• **Your goal**: All of the material below is to be restated word for word, apart from the pictures.

+++++

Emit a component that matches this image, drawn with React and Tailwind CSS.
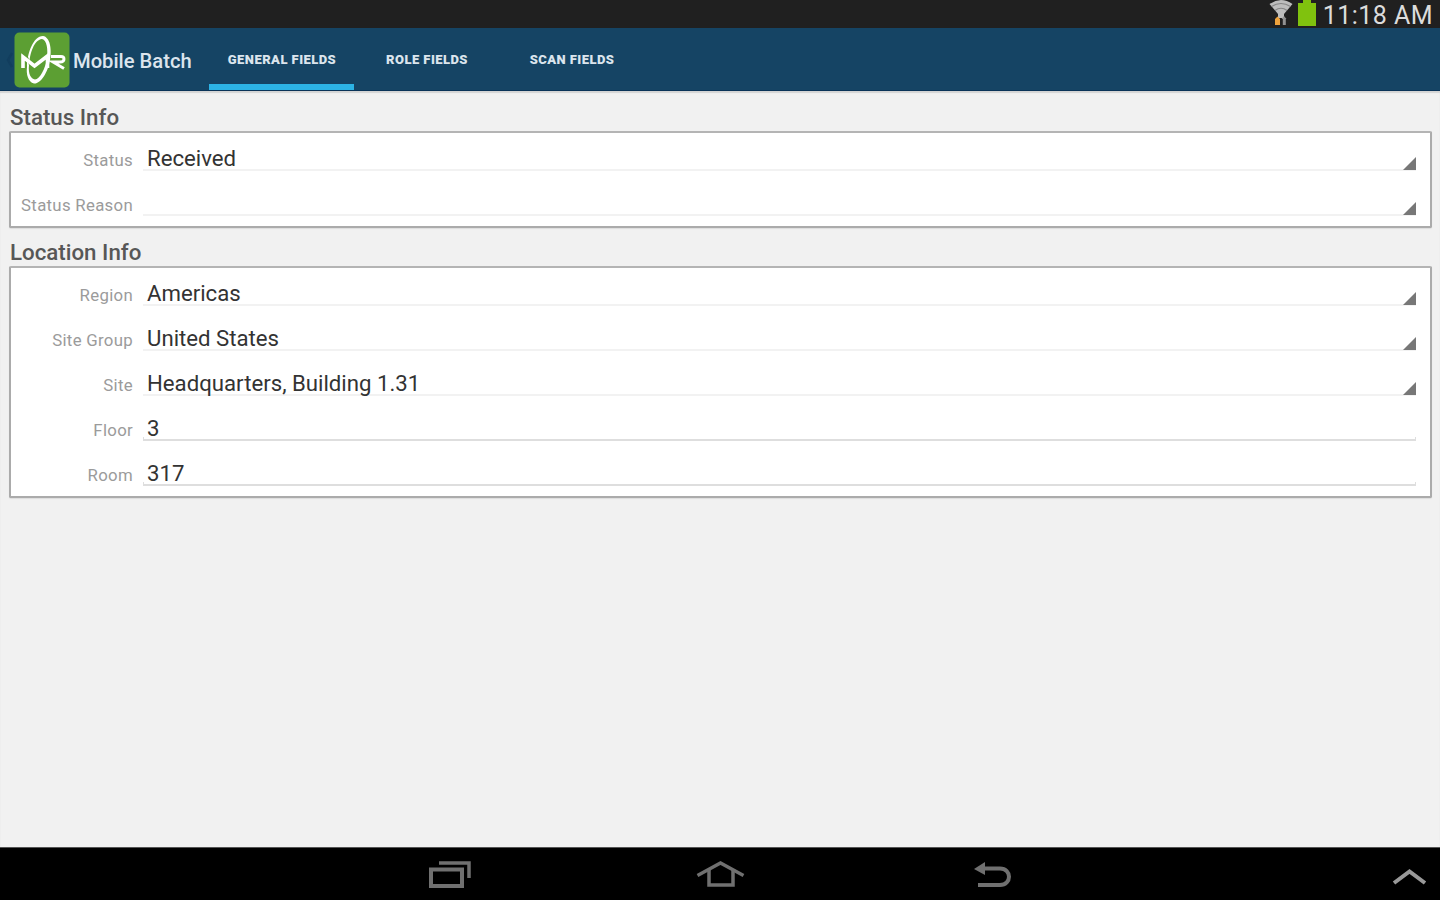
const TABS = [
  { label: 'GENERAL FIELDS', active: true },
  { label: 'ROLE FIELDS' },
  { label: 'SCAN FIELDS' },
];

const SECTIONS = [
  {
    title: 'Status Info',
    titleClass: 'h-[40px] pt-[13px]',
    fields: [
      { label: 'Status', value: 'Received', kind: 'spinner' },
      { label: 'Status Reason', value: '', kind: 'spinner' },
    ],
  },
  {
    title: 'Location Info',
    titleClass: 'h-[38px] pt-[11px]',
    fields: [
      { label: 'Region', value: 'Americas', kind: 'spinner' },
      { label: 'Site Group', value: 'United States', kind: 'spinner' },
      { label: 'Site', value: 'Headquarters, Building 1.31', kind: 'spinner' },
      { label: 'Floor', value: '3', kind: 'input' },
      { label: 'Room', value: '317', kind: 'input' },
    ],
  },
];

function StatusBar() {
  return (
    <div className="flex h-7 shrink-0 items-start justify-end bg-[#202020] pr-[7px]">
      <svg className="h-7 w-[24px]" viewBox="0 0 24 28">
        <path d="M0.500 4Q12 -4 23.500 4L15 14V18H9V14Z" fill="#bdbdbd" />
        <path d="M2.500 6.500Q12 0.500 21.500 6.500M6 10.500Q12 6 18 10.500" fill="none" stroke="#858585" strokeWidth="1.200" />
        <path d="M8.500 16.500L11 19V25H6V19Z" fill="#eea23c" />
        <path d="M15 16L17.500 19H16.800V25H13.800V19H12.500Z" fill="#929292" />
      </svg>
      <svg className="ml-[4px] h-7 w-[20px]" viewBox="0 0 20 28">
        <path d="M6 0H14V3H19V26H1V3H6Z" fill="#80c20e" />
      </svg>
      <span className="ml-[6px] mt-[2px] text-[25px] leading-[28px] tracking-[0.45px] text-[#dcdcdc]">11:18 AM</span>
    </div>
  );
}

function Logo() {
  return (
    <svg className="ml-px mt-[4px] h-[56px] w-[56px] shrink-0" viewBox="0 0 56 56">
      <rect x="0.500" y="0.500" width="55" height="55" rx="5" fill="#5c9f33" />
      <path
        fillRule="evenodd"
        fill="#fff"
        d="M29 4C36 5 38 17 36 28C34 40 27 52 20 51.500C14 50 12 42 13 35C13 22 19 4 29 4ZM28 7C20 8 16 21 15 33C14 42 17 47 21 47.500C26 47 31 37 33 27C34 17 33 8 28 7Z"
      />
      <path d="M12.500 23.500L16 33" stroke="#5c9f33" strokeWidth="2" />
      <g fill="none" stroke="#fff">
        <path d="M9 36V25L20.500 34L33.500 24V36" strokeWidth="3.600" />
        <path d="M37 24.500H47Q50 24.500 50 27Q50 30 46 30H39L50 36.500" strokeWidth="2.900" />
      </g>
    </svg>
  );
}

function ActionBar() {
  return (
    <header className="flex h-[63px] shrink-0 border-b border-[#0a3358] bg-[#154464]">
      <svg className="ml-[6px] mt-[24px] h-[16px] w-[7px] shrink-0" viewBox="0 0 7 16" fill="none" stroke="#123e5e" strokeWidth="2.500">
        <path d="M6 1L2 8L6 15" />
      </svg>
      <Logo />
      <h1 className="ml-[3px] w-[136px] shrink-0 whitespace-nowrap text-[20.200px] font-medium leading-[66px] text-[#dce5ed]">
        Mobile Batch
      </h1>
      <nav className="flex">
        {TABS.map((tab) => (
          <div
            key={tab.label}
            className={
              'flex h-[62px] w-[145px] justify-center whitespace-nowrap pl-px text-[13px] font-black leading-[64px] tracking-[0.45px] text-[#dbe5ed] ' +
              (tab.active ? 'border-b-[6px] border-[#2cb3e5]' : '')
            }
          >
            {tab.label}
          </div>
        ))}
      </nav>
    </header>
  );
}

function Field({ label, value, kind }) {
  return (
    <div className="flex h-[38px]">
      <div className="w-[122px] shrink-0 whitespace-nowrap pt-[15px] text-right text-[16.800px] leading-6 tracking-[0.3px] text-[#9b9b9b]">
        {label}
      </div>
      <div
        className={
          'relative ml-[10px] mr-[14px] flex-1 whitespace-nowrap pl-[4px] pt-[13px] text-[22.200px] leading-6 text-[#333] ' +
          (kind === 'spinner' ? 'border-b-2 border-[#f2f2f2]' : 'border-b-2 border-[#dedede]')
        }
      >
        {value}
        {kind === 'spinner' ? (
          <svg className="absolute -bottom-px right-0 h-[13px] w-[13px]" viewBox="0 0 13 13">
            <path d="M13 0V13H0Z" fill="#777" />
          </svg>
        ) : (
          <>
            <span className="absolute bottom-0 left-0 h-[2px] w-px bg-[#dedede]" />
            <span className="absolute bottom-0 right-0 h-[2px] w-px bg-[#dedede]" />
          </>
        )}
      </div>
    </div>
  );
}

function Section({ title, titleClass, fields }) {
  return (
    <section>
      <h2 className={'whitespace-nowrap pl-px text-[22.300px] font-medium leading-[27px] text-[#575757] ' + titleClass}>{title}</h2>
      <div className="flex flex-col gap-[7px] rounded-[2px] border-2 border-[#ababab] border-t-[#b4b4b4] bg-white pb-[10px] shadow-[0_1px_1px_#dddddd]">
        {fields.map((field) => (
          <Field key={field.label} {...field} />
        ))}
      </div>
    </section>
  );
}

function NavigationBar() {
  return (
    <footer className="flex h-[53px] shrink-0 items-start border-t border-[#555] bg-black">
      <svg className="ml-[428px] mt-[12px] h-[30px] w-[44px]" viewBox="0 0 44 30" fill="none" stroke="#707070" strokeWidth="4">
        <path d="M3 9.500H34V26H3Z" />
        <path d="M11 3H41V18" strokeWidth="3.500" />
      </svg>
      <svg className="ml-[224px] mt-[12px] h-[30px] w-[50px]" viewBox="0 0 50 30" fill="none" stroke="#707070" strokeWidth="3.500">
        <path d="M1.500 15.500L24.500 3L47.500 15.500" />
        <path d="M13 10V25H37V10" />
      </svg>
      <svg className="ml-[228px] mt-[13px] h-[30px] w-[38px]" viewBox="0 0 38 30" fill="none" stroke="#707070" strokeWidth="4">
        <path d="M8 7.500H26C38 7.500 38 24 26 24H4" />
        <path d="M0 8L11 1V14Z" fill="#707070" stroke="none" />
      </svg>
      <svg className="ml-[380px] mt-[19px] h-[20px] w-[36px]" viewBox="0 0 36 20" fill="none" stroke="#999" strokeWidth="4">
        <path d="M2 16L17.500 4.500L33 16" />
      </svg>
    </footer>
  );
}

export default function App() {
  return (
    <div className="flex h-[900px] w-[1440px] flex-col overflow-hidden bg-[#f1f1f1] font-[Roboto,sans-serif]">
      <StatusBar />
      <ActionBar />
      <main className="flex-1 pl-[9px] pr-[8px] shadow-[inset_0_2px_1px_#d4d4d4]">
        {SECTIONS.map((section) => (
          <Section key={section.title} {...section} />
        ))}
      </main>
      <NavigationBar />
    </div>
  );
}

+++++

• **Correct response**:
Emit a component that matches this image, drawn with React and Tailwind CSS.
const TABS = [
  { label: 'GENERAL FIELDS', active: true },
  { label: 'ROLE FIELDS' },
  { label: 'SCAN FIELDS' },
];

const SECTIONS = [
  {
    title: 'Status Info',
    titleClass: 'h-[40px] pt-[13px]',
    fields: [
      { label: 'Status', value: 'Received', kind: 'spinner' },
      { label: 'Status Reason', value: '', kind: 'spinner' },
    ],
  },
  {
    title: 'Location Info',
    titleClass: 'h-[38px] pt-[11px]',
    fields: [
      { label: 'Region', value: 'Americas', kind: 'spinner' },
      { label: 'Site Group', value: 'United States', kind: 'spinner' },
      { label: 'Site', value: 'Headquarters, Building 1.31', kind: 'spinner' },
      { label: 'Floor', value: '3', kind: 'input' },
      { label: 'Room', value: '317', kind: 'input' },
    ],
  },
];

function StatusBar() {
  return (
    <div className="flex h-7 shrink-0 items-start justify-end bg-[#202020] pr-[7px]">
      <svg className="h-7 w-[24px]" viewBox="0 0 24 28">
        <path d="M0.500 4Q12 -4 23.500 4L15 14V18H9V14Z" fill="#bdbdbd" />
        <path d="M2.500 6.500Q12 0.500 21.500 6.500M6 10.500Q12 6 18 10.500" fill="none" stroke="#858585" strokeWidth="1.200" />
        <path d="M8.500 16.500L11 19V25H6V19Z" fill="#eea23c" />
        <path d="M15 16L17.500 19H16.800V25H13.800V19H12.500Z" fill="#929292" />
      </svg>
      <svg className="ml-[4px] h-7 w-[20px]" viewBox="0 0 20 28">
        <path d="M6 0H14V3H19V26H1V3H6Z" fill="#80c20e" />
      </svg>
      <span className="ml-[6px] mt-[2px] text-[25px] leading-[28px] tracking-[0.45px] text-[#dcdcdc]">11:18 AM</span>
    </div>
  );
}

function Logo() {
  return (
    <svg className="ml-px mt-[4px] h-[56px] w-[56px] shrink-0" viewBox="0 0 56 56">
      <rect x="0.500" y="0.500" width="55" height="55" rx="5" fill="#5c9f33" />
      <path
        fillRule="evenodd"
        fill="#fff"
        d="M29 4C36 5 38 17 36 28C34 40 27 52 20 51.500C14 50 12 42 13 35C13 22 19 4 29 4ZM28 7C20 8 16 21 15 33C14 42 17 47 21 47.500C26 47 31 37 33 27C34 17 33 8 28 7Z"
      />
      <path d="M12.500 23.500L16 33" stroke="#5c9f33" strokeWidth="2" />
      <g fill="none" stroke="#fff">
        <path d="M9 36V25L20.500 34L33.500 24V36" strokeWidth="3.600" />
        <path d="M37 24.500H47Q50 24.500 50 27Q50 30 46 30H39L50 36.500" strokeWidth="2.900" />
      </g>
    </svg>
  );
}

function ActionBar() {
  return (
    <header className="flex h-[63px] shrink-0 border-b border-[#0a3358] bg-[#154464]">
      <svg className="ml-[6px] mt-[24px] h-[16px] w-[7px] shrink-0" viewBox="0 0 7 16" fill="none" stroke="#123e5e" strokeWidth="2.500">
        <path d="M6 1L2 8L6 15" />
      </svg>
      <Logo />
      <h1 className="ml-[3px] w-[136px] shrink-0 whitespace-nowrap text-[20.200px] font-medium leading-[66px] text-[#dce5ed]">
        Mobile Batch
      </h1>
      <nav className="flex">
        {TABS.map((tab) => (
          <div
            key={tab.label}
            className={
              'flex h-[62px] w-[145px] justify-center whitespace-nowrap pl-px text-[13px] font-black leading-[64px] tracking-[0.45px] text-[#dbe5ed] ' +
              (tab.active ? 'border-b-[6px] border-[#2cb3e5]' : '')
            }
          >
            {tab.label}
          </div>
        ))}
      </nav>
    </header>
  );
}

function Field({ label, value, kind }) {
  return (
    <div className="flex h-[38px]">
      <div className="w-[122px] shrink-0 whitespace-nowrap pt-[15px] text-right text-[16.800px] leading-6 tracking-[0.3px] text-[#9b9b9b]">
        {label}
      </div>
      <div
        className={
          'relative ml-[10px] mr-[14px] flex-1 whitespace-nowrap pl-[4px] pt-[13px] text-[22.200px] leading-6 text-[#333] ' +
          (kind === 'spinner' ? 'border-b-2 border-[#f2f2f2]' : 'border-b-2 border-[#dedede]')
        }
      >
        {value}
        {kind === 'spinner' ? (
          <svg className="absolute -bottom-px right-0 h-[13px] w-[13px]" viewBox="0 0 13 13">
            <path d="M13 0V13H0Z" fill="#777" />
          </svg>
        ) : (
          <>
            <span className="absolute bottom-0 left-0 h-[2px] w-px bg-[#dedede]" />
            <span className="absolute bottom-0 right-0 h-[2px] w-px bg-[#dedede]" />
          </>
        )}
      </div>
    </div>
  );
}

function Section({ title, titleClass, fields }) {
  return (
    <section>
      <h2 className={'whitespace-nowrap pl-px text-[22.300px] font-medium leading-[27px] text-[#575757] ' + titleClass}>{title}</h2>
      <div className="flex flex-col gap-[7px] rounded-[2px] border-2 border-[#ababab] border-t-[#b4b4b4] bg-white pb-[10px] shadow-[0_1px_1px_#dddddd]">
        {fields.map((field) => (
          <Field key={field.label} {...field} />
        ))}
      </div>
    </section>
  );
}

function NavigationBar() {
  return (
    <footer className="flex h-[53px] shrink-0 items-start border-t border-[#555] bg-black">
      <svg className="ml-[428px] mt-[12px] h-[30px] w-[44px]" viewBox="0 0 44 30" fill="none" stroke="#707070" strokeWidth="4">
        <path d="M3 9.500H34V26H3Z" />
        <path d="M11 3H41V18" strokeWidth="3.500" />
      </svg>
      <svg className="ml-[224px] mt-[12px] h-[30px] w-[50px]" viewBox="0 0 50 30" fill="none" stroke="#707070" strokeWidth="3.500">
        <path d="M1.500 15.500L24.500 3L47.500 15.500" />
        <path d="M13 10V25H37V10" />
      </svg>
      <svg className="ml-[228px] mt-[13px] h-[30px] w-[38px]" viewBox="0 0 38 30" fill="none" stroke="#707070" strokeWidth="4">
        <path d="M8 7.500H26C38 7.500 38 24 26 24H4" />
        <path d="M0 8L11 1V14Z" fill="#707070" stroke="none" />
      </svg>
      <svg className="ml-[380px] mt-[19px] h-[20px] w-[36px]" viewBox="0 0 36 20" fill="none" stroke="#999" strokeWidth="4">
        <path d="M2 16L17.500 4.500L33 16" />
      </svg>
    </footer>
  );
}

export default function App() {
  return (
    <div className="flex h-[900px] w-[1440px] flex-col overflow-hidden bg-[#f1f1f1] font-[Roboto,sans-serif]">
      <StatusBar />
      <ActionBar />
      <main className="flex-1 pl-[9px] pr-[8px] shadow-[inset_0_2px_1px_#d4d4d4]">
        {SECTIONS.map((section) => (
          <Section key={section.title} {...section} />
        ))}
      </main>
      <NavigationBar />
    </div>
  );
}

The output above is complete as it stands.